• _Exercise task_
Take the material below and retype it in full; pictures are left out.

---------- Given material ----------

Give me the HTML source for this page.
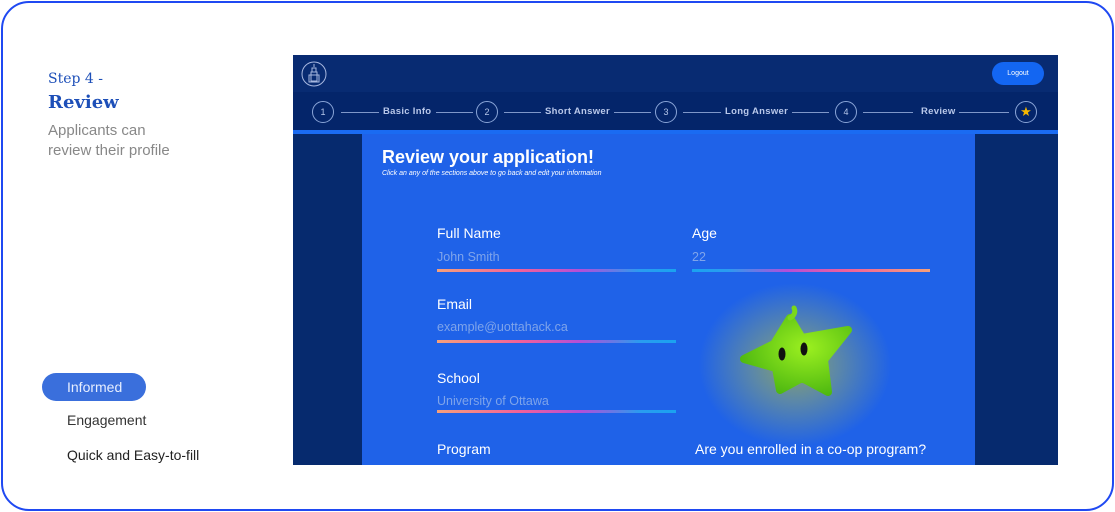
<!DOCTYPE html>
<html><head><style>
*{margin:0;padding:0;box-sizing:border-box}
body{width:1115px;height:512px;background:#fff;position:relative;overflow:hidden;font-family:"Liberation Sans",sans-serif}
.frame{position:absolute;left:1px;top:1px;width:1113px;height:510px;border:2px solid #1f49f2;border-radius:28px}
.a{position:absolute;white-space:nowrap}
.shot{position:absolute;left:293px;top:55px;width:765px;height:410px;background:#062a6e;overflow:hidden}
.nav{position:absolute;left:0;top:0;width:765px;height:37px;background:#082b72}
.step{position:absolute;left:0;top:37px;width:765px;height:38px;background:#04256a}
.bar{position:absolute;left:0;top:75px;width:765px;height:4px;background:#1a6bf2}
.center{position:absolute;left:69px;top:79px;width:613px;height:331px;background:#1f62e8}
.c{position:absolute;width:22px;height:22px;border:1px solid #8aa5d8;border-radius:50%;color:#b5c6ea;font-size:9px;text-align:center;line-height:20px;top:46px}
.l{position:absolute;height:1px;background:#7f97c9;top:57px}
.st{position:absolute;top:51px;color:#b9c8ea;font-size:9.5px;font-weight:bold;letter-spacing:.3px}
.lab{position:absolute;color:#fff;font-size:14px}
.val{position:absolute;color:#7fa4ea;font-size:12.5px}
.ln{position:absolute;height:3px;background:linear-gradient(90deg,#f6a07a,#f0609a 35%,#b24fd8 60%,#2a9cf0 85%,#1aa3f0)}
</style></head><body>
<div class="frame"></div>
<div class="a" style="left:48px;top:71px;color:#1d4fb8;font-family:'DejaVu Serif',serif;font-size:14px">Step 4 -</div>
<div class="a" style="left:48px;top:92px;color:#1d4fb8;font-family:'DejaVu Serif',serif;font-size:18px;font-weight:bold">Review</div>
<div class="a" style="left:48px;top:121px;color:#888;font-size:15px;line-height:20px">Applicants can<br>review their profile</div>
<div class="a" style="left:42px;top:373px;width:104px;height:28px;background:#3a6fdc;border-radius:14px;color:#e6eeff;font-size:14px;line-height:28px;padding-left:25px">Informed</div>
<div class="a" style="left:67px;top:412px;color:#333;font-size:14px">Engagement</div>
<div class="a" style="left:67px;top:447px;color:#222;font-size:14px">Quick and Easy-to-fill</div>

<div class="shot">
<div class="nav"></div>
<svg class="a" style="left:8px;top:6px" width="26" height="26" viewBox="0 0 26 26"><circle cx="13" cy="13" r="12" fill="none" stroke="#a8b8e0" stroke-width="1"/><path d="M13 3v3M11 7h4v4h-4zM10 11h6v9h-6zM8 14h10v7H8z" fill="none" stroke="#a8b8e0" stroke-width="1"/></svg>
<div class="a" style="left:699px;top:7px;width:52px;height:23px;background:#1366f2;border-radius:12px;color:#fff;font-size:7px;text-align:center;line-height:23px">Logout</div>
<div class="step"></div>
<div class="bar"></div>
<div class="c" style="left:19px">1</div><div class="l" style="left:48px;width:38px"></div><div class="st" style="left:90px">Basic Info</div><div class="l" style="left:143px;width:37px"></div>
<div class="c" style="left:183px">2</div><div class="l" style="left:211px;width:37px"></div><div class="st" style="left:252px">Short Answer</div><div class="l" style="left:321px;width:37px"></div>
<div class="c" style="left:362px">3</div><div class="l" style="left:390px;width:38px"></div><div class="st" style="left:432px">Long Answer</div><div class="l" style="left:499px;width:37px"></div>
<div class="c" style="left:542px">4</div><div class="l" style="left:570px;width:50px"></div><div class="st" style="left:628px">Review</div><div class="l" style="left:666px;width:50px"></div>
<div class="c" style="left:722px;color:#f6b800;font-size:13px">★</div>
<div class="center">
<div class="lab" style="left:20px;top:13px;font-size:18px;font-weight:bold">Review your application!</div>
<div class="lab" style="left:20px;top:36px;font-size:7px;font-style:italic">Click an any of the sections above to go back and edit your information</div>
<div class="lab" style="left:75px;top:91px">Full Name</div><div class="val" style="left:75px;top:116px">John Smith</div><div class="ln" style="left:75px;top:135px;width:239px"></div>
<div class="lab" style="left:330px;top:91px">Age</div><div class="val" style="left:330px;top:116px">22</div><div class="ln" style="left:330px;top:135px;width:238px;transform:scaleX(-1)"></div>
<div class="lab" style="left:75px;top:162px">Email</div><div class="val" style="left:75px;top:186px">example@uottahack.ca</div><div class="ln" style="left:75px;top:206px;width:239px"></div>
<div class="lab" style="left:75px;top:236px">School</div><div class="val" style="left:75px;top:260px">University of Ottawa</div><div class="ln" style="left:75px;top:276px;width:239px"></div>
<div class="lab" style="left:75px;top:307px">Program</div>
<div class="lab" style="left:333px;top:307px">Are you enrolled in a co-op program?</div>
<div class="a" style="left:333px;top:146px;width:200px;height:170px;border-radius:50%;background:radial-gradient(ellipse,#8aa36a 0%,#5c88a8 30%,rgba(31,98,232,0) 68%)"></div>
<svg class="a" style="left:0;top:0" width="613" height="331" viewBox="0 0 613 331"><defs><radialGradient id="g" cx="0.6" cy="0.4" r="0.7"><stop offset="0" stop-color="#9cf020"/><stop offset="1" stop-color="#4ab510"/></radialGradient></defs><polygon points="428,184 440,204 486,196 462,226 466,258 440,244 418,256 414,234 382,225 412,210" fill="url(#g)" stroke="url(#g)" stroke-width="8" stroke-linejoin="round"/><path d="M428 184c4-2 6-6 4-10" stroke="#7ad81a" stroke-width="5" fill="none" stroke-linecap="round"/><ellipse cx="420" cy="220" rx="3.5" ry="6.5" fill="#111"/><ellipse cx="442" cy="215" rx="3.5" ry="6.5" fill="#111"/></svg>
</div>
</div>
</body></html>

----------

• _Completed exercise_
Give me the HTML source for this page.
<!DOCTYPE html>
<html><head><style>
*{margin:0;padding:0;box-sizing:border-box}
body{width:1115px;height:512px;background:#fff;position:relative;overflow:hidden;font-family:"Liberation Sans",sans-serif}
.frame{position:absolute;left:1px;top:1px;width:1113px;height:510px;border:2px solid #1f49f2;border-radius:28px}
.a{position:absolute;white-space:nowrap}
.shot{position:absolute;left:293px;top:55px;width:765px;height:410px;background:#062a6e;overflow:hidden}
.nav{position:absolute;left:0;top:0;width:765px;height:37px;background:#082b72}
.step{position:absolute;left:0;top:37px;width:765px;height:38px;background:#04256a}
.bar{position:absolute;left:0;top:75px;width:765px;height:4px;background:#1a6bf2}
.center{position:absolute;left:69px;top:79px;width:613px;height:331px;background:#1f62e8}
.c{position:absolute;width:22px;height:22px;border:1px solid #8aa5d8;border-radius:50%;color:#b5c6ea;font-size:9px;text-align:center;line-height:20px;top:46px}
.l{position:absolute;height:1px;background:#7f97c9;top:57px}
.st{position:absolute;top:51px;color:#b9c8ea;font-size:9.5px;font-weight:bold;letter-spacing:.3px}
.lab{position:absolute;color:#fff;font-size:14px}
.val{position:absolute;color:#7fa4ea;font-size:12.5px}
.ln{position:absolute;height:3px;background:linear-gradient(90deg,#f6a07a,#f0609a 35%,#b24fd8 60%,#2a9cf0 85%,#1aa3f0)}
</style></head><body>
<div class="frame"></div>
<div class="a" style="left:48px;top:71px;color:#1d4fb8;font-family:'DejaVu Serif',serif;font-size:14px">Step 4 -</div>
<div class="a" style="left:48px;top:92px;color:#1d4fb8;font-family:'DejaVu Serif',serif;font-size:18px;font-weight:bold">Review</div>
<div class="a" style="left:48px;top:121px;color:#888;font-size:15px;line-height:20px">Applicants can<br>review their profile</div>
<div class="a" style="left:42px;top:373px;width:104px;height:28px;background:#3a6fdc;border-radius:14px;color:#e6eeff;font-size:14px;line-height:28px;padding-left:25px">Informed</div>
<div class="a" style="left:67px;top:412px;color:#333;font-size:14px">Engagement</div>
<div class="a" style="left:67px;top:447px;color:#222;font-size:14px">Quick and Easy-to-fill</div>

<div class="shot">
<div class="nav"></div>
<svg class="a" style="left:8px;top:6px" width="26" height="26" viewBox="0 0 26 26"><circle cx="13" cy="13" r="12" fill="none" stroke="#a8b8e0" stroke-width="1"/><path d="M13 3v3M11 7h4v4h-4zM10 11h6v9h-6zM8 14h10v7H8z" fill="none" stroke="#a8b8e0" stroke-width="1"/></svg>
<div class="a" style="left:699px;top:7px;width:52px;height:23px;background:#1366f2;border-radius:12px;color:#fff;font-size:7px;text-align:center;line-height:23px">Logout</div>
<div class="step"></div>
<div class="bar"></div>
<div class="c" style="left:19px">1</div><div class="l" style="left:48px;width:38px"></div><div class="st" style="left:90px">Basic Info</div><div class="l" style="left:143px;width:37px"></div>
<div class="c" style="left:183px">2</div><div class="l" style="left:211px;width:37px"></div><div class="st" style="left:252px">Short Answer</div><div class="l" style="left:321px;width:37px"></div>
<div class="c" style="left:362px">3</div><div class="l" style="left:390px;width:38px"></div><div class="st" style="left:432px">Long Answer</div><div class="l" style="left:499px;width:37px"></div>
<div class="c" style="left:542px">4</div><div class="l" style="left:570px;width:50px"></div><div class="st" style="left:628px">Review</div><div class="l" style="left:666px;width:50px"></div>
<div class="c" style="left:722px;color:#f6b800;font-size:13px">★</div>
<div class="center">
<div class="lab" style="left:20px;top:13px;font-size:18px;font-weight:bold">Review your application!</div>
<div class="lab" style="left:20px;top:36px;font-size:7px;font-style:italic">Click an any of the sections above to go back and edit your information</div>
<div class="lab" style="left:75px;top:91px">Full Name</div><div class="val" style="left:75px;top:116px">John Smith</div><div class="ln" style="left:75px;top:135px;width:239px"></div>
<div class="lab" style="left:330px;top:91px">Age</div><div class="val" style="left:330px;top:116px">22</div><div class="ln" style="left:330px;top:135px;width:238px;transform:scaleX(-1)"></div>
<div class="lab" style="left:75px;top:162px">Email</div><div class="val" style="left:75px;top:186px">example@uottahack.ca</div><div class="ln" style="left:75px;top:206px;width:239px"></div>
<div class="lab" style="left:75px;top:236px">School</div><div class="val" style="left:75px;top:260px">University of Ottawa</div><div class="ln" style="left:75px;top:276px;width:239px"></div>
<div class="lab" style="left:75px;top:307px">Program</div>
<div class="lab" style="left:333px;top:307px">Are you enrolled in a co-op program?</div>
<div class="a" style="left:333px;top:146px;width:200px;height:170px;border-radius:50%;background:radial-gradient(ellipse,#8aa36a 0%,#5c88a8 30%,rgba(31,98,232,0) 68%)"></div>
<svg class="a" style="left:0;top:0" width="613" height="331" viewBox="0 0 613 331"><defs><radialGradient id="g" cx="0.6" cy="0.4" r="0.7"><stop offset="0" stop-color="#9cf020"/><stop offset="1" stop-color="#4ab510"/></radialGradient></defs><polygon points="428,184 440,204 486,196 462,226 466,258 440,244 418,256 414,234 382,225 412,210" fill="url(#g)" stroke="url(#g)" stroke-width="8" stroke-linejoin="round"/><path d="M428 184c4-2 6-6 4-10" stroke="#7ad81a" stroke-width="5" fill="none" stroke-linecap="round"/><ellipse cx="420" cy="220" rx="3.5" ry="6.5" fill="#111"/><ellipse cx="442" cy="215" rx="3.5" ry="6.5" fill="#111"/></svg>
</div>
</div>
</body></html>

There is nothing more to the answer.